▶ _Set task_:
Take the lines from the one with "Convert this screenshot to HTML." through the one with "first 5 records", both ends kept, and reproduce them exactly without the pictures.

▶ _Exercise materials_:

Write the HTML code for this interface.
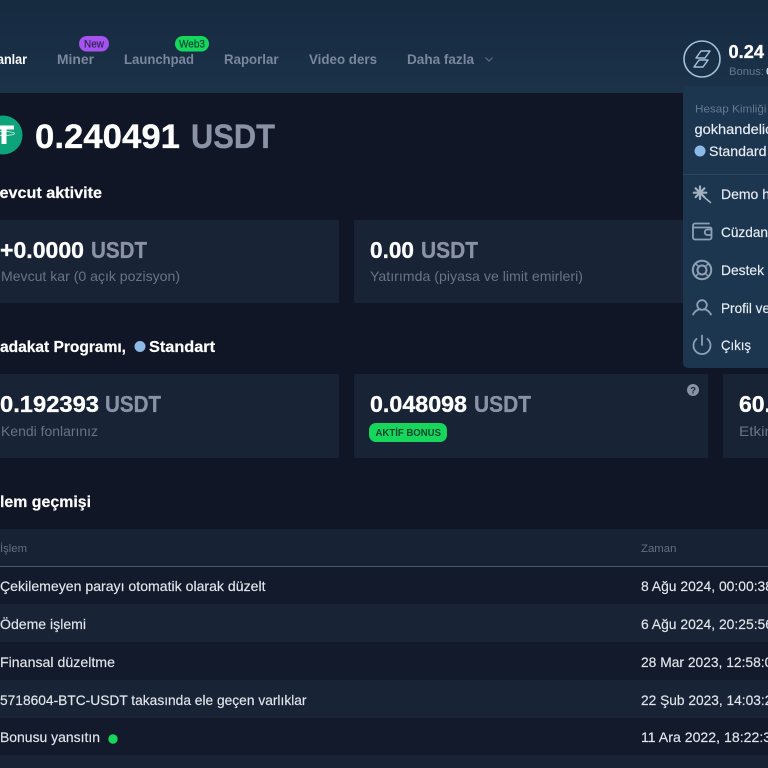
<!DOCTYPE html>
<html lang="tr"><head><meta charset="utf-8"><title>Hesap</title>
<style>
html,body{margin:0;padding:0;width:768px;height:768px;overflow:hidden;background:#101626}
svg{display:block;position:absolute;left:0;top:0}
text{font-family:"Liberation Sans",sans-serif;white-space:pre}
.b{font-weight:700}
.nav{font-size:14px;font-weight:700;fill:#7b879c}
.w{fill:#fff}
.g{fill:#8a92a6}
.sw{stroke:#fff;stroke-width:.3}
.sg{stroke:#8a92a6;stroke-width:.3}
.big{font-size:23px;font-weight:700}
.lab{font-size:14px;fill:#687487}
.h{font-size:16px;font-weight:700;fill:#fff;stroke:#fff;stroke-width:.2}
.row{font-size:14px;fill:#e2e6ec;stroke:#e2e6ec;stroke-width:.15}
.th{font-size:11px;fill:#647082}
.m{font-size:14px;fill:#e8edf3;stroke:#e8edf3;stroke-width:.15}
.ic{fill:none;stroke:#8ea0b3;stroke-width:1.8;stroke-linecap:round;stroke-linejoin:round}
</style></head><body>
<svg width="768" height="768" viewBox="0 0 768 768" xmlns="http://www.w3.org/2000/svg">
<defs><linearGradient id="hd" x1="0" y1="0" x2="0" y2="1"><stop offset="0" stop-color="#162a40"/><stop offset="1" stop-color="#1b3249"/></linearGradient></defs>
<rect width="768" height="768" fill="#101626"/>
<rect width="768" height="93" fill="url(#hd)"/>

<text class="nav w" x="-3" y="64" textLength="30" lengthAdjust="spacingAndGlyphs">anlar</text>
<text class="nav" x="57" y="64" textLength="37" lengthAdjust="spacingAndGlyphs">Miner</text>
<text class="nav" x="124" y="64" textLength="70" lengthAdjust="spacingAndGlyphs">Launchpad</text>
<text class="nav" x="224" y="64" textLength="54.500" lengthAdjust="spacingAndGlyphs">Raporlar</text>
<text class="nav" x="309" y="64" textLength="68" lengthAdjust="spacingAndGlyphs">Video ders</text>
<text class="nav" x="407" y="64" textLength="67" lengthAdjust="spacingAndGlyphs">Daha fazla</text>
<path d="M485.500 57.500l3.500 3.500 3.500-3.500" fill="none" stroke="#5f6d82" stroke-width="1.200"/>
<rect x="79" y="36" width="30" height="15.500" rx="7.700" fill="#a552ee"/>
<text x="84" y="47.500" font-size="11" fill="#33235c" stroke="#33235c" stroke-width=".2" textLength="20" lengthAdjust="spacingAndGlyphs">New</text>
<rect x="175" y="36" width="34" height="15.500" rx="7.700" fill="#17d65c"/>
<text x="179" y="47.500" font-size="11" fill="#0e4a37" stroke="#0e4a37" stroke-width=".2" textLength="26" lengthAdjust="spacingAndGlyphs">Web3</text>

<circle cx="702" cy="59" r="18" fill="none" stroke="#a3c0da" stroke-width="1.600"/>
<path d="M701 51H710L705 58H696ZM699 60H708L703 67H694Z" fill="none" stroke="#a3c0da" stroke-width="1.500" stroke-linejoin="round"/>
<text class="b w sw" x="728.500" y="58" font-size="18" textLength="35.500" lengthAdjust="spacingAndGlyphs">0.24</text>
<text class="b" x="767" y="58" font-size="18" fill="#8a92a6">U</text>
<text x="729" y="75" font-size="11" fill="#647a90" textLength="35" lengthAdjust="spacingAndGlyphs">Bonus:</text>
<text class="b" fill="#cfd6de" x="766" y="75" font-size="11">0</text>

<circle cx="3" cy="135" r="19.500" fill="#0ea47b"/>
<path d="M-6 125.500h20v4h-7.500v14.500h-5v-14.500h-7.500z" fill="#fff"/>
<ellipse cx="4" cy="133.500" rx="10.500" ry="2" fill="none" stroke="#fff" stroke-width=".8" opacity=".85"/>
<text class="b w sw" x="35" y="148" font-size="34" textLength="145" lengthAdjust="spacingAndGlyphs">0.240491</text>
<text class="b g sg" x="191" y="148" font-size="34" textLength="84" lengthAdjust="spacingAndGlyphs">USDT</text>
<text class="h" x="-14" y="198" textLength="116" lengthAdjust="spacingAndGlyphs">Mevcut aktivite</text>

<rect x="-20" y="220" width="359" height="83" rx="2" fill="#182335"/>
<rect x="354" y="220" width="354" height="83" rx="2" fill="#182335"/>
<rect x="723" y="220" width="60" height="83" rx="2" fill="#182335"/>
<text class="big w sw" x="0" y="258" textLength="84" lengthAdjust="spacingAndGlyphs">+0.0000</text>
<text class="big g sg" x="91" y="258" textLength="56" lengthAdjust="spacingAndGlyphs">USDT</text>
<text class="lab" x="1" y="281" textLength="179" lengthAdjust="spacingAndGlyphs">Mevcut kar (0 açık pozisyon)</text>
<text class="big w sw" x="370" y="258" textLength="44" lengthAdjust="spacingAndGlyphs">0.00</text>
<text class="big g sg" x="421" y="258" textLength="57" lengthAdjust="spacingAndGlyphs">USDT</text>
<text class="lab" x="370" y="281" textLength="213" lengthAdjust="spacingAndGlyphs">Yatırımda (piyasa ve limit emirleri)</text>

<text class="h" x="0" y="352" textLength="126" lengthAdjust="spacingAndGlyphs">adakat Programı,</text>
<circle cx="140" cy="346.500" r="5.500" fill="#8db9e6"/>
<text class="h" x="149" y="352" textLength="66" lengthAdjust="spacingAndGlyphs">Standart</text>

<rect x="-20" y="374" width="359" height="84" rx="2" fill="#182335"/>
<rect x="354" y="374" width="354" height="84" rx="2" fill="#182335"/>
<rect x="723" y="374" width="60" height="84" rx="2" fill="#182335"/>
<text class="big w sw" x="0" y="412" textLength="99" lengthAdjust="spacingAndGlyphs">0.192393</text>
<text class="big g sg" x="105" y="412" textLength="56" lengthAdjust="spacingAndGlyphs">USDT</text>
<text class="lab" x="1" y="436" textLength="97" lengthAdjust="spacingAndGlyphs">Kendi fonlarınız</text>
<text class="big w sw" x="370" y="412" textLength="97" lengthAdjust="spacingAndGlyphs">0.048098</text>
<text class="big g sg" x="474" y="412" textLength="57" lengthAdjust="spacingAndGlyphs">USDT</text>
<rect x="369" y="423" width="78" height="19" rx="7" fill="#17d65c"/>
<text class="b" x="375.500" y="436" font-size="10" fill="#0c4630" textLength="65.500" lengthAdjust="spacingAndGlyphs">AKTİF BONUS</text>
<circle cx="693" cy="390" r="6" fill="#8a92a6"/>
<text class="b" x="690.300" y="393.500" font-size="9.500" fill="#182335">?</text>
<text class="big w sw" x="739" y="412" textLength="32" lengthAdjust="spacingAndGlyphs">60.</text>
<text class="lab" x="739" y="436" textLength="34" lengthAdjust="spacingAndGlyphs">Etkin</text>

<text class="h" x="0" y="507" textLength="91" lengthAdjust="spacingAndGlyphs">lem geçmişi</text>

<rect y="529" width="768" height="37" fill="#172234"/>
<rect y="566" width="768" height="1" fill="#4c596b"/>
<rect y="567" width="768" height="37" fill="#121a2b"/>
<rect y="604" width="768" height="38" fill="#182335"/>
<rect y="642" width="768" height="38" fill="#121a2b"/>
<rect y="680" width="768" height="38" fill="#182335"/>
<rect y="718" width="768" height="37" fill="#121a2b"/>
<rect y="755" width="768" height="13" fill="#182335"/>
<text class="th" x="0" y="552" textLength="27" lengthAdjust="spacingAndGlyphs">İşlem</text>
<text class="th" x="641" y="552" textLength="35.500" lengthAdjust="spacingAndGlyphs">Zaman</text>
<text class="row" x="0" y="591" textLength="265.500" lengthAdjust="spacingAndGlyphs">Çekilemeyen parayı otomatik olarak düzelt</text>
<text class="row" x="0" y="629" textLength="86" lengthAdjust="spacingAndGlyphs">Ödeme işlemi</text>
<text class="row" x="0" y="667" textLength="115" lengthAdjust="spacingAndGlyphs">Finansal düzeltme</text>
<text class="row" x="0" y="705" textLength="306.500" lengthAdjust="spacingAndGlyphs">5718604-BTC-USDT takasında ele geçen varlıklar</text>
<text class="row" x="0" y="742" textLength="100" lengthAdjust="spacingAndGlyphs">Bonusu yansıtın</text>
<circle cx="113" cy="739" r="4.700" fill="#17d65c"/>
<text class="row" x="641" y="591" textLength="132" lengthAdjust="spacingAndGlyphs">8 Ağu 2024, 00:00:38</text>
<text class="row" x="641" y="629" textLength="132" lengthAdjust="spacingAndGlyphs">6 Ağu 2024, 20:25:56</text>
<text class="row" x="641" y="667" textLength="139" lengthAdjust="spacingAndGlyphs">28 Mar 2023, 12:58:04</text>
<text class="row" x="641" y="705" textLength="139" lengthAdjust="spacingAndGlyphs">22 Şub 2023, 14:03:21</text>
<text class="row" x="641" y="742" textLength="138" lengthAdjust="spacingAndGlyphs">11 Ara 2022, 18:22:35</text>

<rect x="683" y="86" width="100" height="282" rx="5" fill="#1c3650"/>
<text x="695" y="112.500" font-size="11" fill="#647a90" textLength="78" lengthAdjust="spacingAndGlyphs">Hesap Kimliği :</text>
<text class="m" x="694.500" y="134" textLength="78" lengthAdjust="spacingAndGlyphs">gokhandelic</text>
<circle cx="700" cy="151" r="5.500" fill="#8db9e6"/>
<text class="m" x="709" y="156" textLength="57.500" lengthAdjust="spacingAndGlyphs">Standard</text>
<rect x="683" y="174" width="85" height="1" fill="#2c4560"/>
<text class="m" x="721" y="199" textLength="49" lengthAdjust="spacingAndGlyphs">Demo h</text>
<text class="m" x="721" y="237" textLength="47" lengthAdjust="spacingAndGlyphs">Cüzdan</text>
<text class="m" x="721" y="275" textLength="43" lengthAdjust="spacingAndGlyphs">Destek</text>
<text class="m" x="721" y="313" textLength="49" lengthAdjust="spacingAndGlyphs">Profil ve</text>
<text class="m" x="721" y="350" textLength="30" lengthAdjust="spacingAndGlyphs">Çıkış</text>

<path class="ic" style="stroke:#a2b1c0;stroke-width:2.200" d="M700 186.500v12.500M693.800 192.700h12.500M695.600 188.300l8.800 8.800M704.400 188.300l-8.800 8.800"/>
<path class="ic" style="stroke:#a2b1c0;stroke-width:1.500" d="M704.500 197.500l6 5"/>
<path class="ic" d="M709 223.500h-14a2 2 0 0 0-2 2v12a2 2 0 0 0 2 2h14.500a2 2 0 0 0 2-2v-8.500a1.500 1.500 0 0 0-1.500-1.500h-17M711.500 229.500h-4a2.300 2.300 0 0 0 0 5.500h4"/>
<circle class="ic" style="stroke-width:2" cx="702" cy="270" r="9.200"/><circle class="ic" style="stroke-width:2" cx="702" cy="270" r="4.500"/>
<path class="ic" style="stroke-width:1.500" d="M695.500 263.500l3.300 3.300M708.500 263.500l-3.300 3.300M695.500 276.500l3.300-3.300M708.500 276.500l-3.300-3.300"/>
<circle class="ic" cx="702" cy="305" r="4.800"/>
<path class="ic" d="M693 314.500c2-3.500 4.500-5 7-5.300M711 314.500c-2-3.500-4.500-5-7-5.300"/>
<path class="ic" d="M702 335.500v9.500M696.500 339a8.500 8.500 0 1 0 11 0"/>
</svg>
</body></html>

---

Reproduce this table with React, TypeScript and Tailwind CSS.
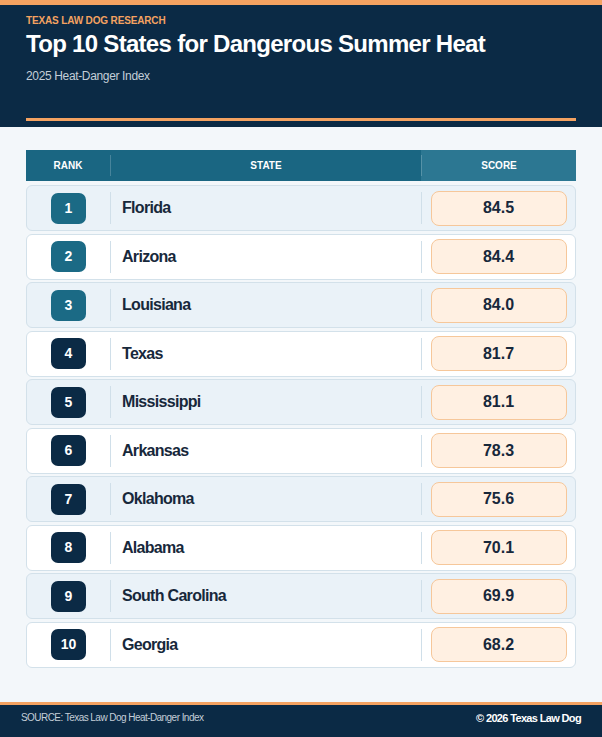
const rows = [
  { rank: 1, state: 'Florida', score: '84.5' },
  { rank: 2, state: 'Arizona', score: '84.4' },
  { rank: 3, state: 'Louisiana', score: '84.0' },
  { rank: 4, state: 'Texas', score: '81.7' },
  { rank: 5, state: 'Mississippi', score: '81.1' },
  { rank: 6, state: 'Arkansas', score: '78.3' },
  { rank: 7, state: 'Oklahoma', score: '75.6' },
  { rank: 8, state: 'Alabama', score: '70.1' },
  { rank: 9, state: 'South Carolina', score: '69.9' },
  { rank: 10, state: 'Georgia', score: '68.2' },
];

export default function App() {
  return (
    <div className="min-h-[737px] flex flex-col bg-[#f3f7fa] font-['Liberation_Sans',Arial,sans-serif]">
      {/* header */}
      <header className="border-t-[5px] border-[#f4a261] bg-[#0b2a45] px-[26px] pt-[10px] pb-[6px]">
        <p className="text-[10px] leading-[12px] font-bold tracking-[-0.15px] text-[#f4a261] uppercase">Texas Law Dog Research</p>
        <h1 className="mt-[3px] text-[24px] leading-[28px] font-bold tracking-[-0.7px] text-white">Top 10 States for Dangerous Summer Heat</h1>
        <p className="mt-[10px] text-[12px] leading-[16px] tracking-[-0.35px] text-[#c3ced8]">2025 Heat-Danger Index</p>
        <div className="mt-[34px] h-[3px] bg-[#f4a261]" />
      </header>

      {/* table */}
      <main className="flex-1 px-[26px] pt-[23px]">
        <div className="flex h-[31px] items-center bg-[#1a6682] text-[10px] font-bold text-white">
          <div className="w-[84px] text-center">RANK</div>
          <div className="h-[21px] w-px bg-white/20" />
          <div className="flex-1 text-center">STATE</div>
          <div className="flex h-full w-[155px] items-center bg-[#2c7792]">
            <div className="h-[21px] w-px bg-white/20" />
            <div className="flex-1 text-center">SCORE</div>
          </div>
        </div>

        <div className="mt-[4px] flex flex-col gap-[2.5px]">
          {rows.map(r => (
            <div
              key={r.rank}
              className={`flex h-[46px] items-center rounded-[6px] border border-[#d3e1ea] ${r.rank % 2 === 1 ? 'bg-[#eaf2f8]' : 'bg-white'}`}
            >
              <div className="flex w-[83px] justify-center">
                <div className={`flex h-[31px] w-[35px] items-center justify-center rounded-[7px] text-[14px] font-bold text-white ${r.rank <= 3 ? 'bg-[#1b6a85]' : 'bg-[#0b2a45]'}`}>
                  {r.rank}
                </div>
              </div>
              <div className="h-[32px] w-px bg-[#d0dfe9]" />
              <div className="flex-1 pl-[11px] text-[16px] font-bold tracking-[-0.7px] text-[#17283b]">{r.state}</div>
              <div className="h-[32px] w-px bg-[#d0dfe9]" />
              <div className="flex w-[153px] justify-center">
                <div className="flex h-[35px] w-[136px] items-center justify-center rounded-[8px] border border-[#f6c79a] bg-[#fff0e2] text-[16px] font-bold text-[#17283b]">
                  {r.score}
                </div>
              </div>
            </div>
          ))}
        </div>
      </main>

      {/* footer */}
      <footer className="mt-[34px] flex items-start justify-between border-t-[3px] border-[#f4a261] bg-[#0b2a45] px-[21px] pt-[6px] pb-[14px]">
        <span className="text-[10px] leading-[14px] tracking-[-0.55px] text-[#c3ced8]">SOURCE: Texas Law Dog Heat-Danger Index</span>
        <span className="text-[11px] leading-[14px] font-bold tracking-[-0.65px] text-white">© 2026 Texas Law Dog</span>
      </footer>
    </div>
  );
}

---

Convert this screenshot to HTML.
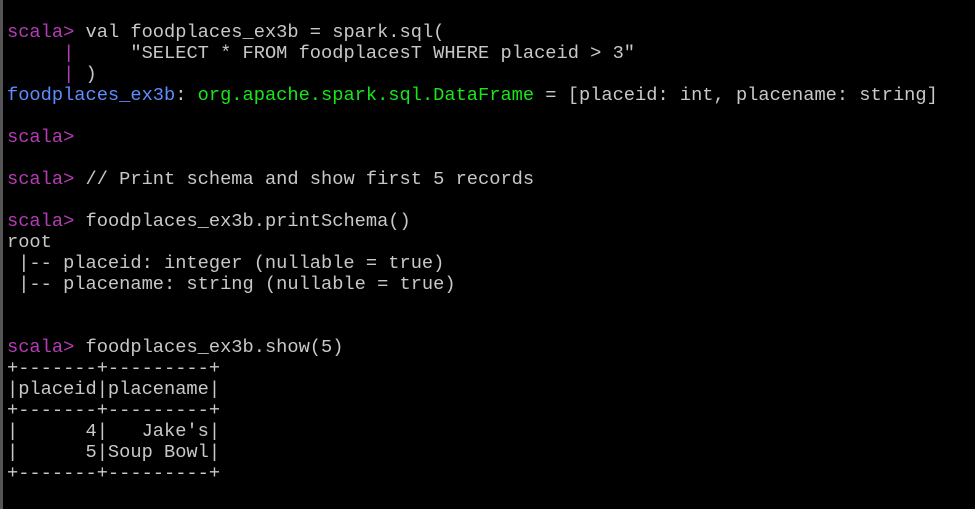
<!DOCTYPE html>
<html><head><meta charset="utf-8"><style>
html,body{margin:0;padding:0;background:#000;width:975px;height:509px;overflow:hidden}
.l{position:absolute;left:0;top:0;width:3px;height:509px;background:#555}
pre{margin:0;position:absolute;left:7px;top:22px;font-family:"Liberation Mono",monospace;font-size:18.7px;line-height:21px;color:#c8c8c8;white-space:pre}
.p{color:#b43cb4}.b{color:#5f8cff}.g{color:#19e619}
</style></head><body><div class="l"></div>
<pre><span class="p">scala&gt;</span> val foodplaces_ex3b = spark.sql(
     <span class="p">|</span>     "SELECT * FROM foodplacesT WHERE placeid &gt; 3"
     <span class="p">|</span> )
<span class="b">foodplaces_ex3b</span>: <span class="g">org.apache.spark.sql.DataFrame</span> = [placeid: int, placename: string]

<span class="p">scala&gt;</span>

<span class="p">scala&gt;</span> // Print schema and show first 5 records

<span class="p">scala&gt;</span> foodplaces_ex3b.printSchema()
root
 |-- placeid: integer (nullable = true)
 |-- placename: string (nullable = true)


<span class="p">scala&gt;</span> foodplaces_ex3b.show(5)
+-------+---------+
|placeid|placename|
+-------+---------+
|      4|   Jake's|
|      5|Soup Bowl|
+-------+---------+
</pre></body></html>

▶ _Result_:
Convert this screenshot to HTML.
<!DOCTYPE html>
<html><head><meta charset="utf-8"><style>
html,body{margin:0;padding:0;background:#000;width:975px;height:509px;overflow:hidden}
.l{position:absolute;left:0;top:0;width:3px;height:509px;background:#555}
pre{margin:0;position:absolute;left:7px;top:22px;font-family:"Liberation Mono",monospace;font-size:18.7px;line-height:21px;color:#c8c8c8;white-space:pre}
.p{color:#b43cb4}.b{color:#5f8cff}.g{color:#19e619}
</style></head><body><div class="l"></div>
<pre><span class="p">scala&gt;</span> val foodplaces_ex3b = spark.sql(
     <span class="p">|</span>     "SELECT * FROM foodplacesT WHERE placeid &gt; 3"
     <span class="p">|</span> )
<span class="b">foodplaces_ex3b</span>: <span class="g">org.apache.spark.sql.DataFrame</span> = [placeid: int, placename: string]

<span class="p">scala&gt;</span>

<span class="p">scala&gt;</span> // Print schema and show first 5 records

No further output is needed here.